** Start DATA LINES **

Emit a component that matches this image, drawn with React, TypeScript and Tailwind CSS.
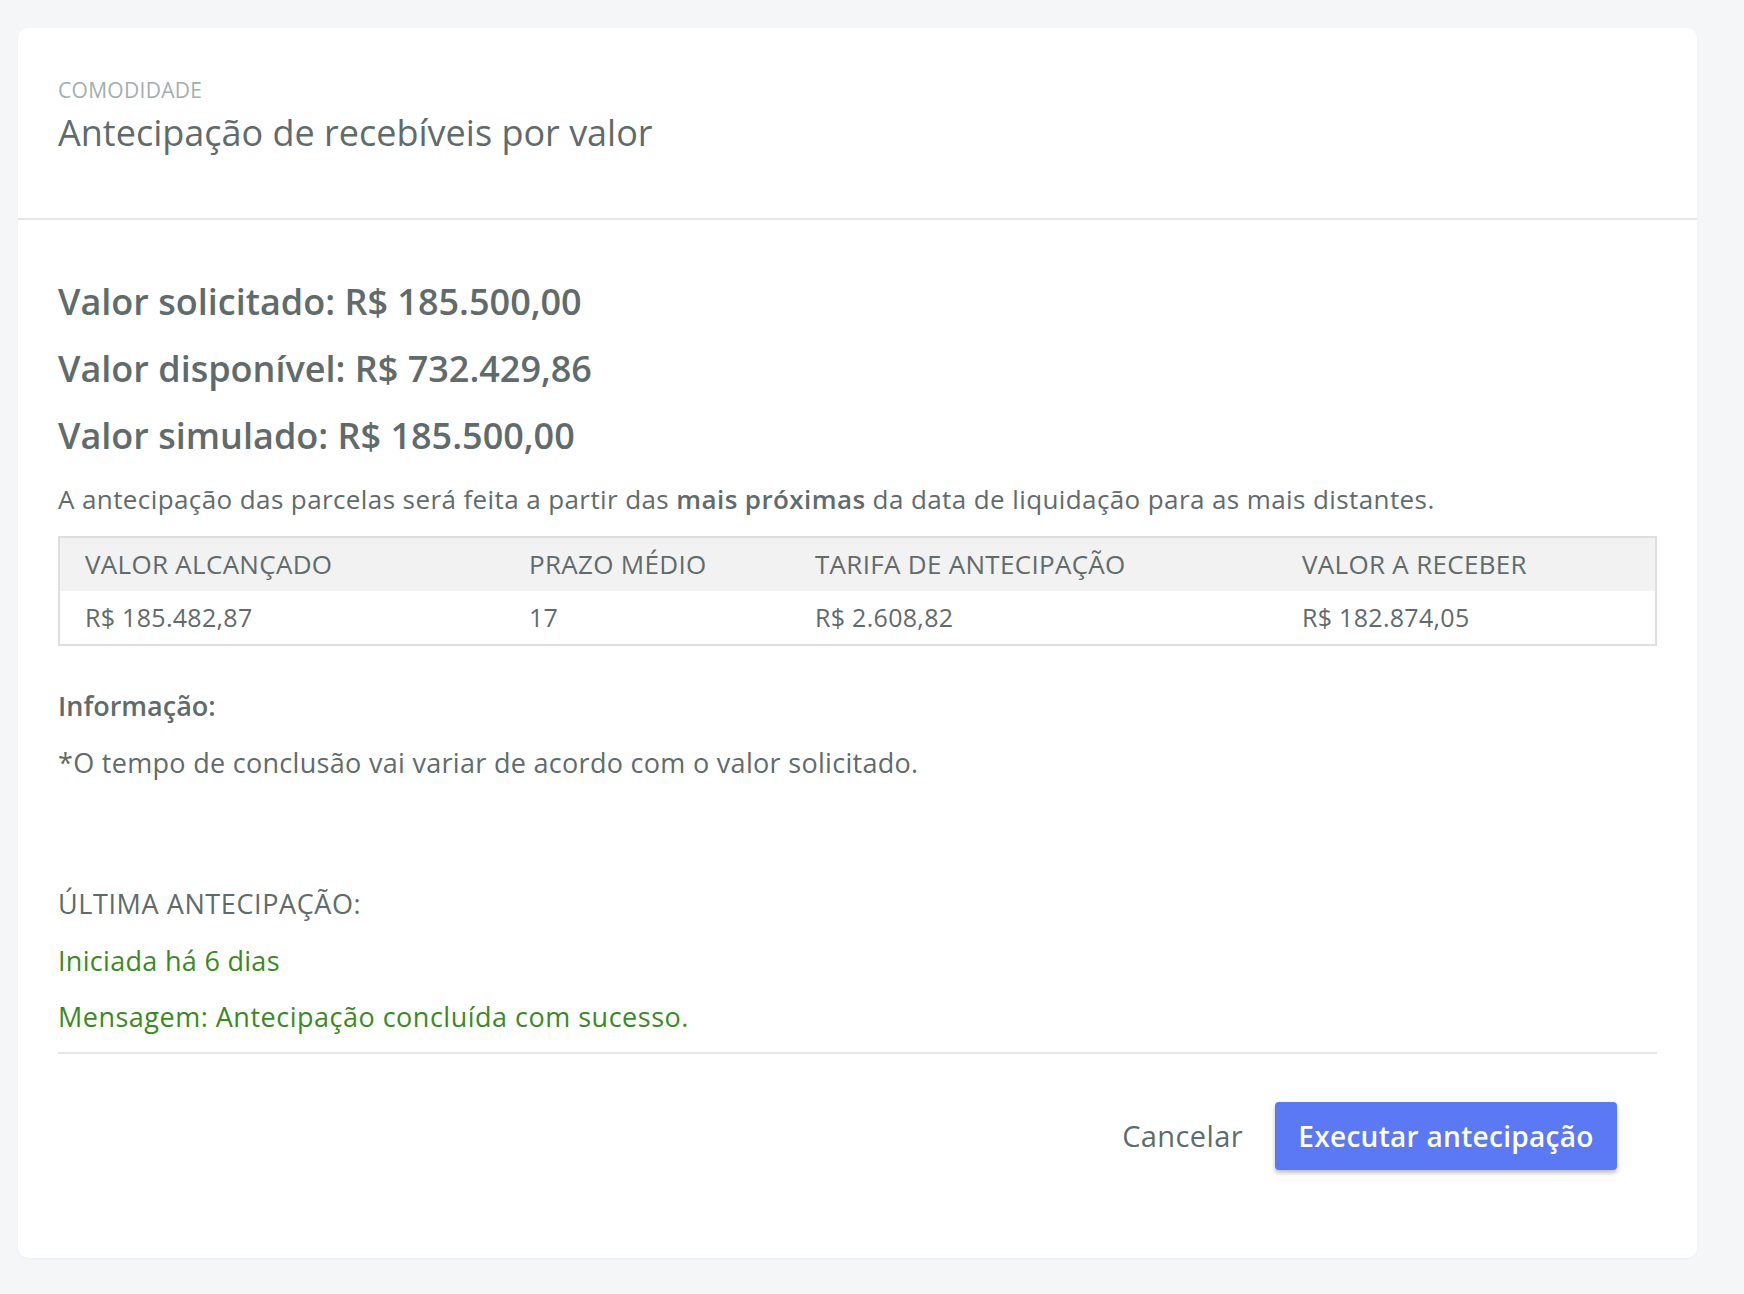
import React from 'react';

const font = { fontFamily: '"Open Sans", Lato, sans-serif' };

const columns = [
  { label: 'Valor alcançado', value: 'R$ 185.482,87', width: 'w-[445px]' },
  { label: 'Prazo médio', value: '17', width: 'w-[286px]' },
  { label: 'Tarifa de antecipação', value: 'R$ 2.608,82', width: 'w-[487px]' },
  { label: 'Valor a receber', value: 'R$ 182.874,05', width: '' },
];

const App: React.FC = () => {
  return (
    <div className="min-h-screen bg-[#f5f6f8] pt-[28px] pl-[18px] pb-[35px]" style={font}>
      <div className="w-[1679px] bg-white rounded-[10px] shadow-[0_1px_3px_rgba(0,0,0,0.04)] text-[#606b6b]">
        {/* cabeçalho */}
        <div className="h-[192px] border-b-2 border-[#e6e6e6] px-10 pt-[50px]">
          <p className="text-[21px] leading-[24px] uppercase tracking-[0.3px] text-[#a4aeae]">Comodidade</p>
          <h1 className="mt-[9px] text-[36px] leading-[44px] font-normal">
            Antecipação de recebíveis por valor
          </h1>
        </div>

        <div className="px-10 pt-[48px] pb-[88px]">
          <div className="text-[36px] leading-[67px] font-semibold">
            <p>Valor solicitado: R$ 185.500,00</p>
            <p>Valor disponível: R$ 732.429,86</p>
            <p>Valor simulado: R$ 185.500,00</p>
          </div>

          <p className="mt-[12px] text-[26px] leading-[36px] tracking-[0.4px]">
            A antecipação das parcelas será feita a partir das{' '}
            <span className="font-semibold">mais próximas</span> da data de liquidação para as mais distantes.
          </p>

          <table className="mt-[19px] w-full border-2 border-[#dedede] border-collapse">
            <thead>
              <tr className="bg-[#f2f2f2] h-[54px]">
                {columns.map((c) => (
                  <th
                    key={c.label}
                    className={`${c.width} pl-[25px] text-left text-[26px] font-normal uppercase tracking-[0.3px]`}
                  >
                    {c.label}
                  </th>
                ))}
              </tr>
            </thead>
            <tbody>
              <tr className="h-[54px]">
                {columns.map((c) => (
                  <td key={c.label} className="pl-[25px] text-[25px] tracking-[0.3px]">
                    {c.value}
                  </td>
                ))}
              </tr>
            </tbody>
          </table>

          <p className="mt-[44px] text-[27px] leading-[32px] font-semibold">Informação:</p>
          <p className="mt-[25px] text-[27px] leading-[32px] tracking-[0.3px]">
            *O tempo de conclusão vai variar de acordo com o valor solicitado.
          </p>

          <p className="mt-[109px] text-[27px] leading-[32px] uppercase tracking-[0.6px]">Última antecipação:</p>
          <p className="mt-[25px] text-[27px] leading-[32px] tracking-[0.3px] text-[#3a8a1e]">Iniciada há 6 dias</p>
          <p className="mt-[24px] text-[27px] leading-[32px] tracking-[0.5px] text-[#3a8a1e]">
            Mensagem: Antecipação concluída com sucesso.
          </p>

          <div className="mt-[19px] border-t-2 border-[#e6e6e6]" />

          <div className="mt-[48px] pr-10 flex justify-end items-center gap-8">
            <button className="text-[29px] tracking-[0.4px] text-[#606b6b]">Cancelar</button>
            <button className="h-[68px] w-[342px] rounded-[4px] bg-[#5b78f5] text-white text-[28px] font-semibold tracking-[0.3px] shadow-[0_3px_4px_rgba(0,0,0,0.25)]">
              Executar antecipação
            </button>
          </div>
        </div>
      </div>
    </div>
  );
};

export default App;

** End DATA LINES **

#### [EXERCISE TASK]
Quote every line word for word and keep the images out of the copy.

#### [CORRECT RESPONSE]
Emit a component that matches this image, drawn with React, TypeScript and Tailwind CSS.
import React from 'react';

const font = { fontFamily: '"Open Sans", Lato, sans-serif' };

const columns = [
  { label: 'Valor alcançado', value: 'R$ 185.482,87', width: 'w-[445px]' },
  { label: 'Prazo médio', value: '17', width: 'w-[286px]' },
  { label: 'Tarifa de antecipação', value: 'R$ 2.608,82', width: 'w-[487px]' },
  { label: 'Valor a receber', value: 'R$ 182.874,05', width: '' },
];

const App: React.FC = () => {
  return (
    <div className="min-h-screen bg-[#f5f6f8] pt-[28px] pl-[18px] pb-[35px]" style={font}>
      <div className="w-[1679px] bg-white rounded-[10px] shadow-[0_1px_3px_rgba(0,0,0,0.04)] text-[#606b6b]">
        {/* cabeçalho */}
        <div className="h-[192px] border-b-2 border-[#e6e6e6] px-10 pt-[50px]">
          <p className="text-[21px] leading-[24px] uppercase tracking-[0.3px] text-[#a4aeae]">Comodidade</p>
          <h1 className="mt-[9px] text-[36px] leading-[44px] font-normal">
            Antecipação de recebíveis por valor
          </h1>
        </div>

        <div className="px-10 pt-[48px] pb-[88px]">
          <div className="text-[36px] leading-[67px] font-semibold">
            <p>Valor solicitado: R$ 185.500,00</p>
            <p>Valor disponível: R$ 732.429,86</p>
            <p>Valor simulado: R$ 185.500,00</p>
          </div>

          <p className="mt-[12px] text-[26px] leading-[36px] tracking-[0.4px]">
            A antecipação das parcelas será feita a partir das{' '}
            <span className="font-semibold">mais próximas</span> da data de liquidação para as mais distantes.
          </p>

          <table className="mt-[19px] w-full border-2 border-[#dedede] border-collapse">
            <thead>
              <tr className="bg-[#f2f2f2] h-[54px]">
                {columns.map((c) => (
                  <th
                    key={c.label}
                    className={`${c.width} pl-[25px] text-left text-[26px] font-normal uppercase tracking-[0.3px]`}
                  >
                    {c.label}
                  </th>
                ))}
              </tr>
            </thead>
            <tbody>
              <tr className="h-[54px]">
                {columns.map((c) => (
                  <td key={c.label} className="pl-[25px] text-[25px] tracking-[0.3px]">
                    {c.value}
                  </td>
                ))}
              </tr>
            </tbody>
          </table>

          <p className="mt-[44px] text-[27px] leading-[32px] font-semibold">Informação:</p>
          <p className="mt-[25px] text-[27px] leading-[32px] tracking-[0.3px]">
            *O tempo de conclusão vai variar de acordo com o valor solicitado.
          </p>

          <p className="mt-[109px] text-[27px] leading-[32px] uppercase tracking-[0.6px]">Última antecipação:</p>
          <p className="mt-[25px] text-[27px] leading-[32px] tracking-[0.3px] text-[#3a8a1e]">Iniciada há 6 dias</p>
          <p className="mt-[24px] text-[27px] leading-[32px] tracking-[0.5px] text-[#3a8a1e]">
            Mensagem: Antecipação concluída com sucesso.
          </p>

          <div className="mt-[19px] border-t-2 border-[#e6e6e6]" />

          <div className="mt-[48px] pr-10 flex justify-end items-center gap-8">
            <button className="text-[29px] tracking-[0.4px] text-[#606b6b]">Cancelar</button>
            <button className="h-[68px] w-[342px] rounded-[4px] bg-[#5b78f5] text-white text-[28px] font-semibold tracking-[0.3px] shadow-[0_3px_4px_rgba(0,0,0,0.25)]">
              Executar antecipação
            </button>
          </div>
        </div>
      </div>
    </div>
  );
};

export default App;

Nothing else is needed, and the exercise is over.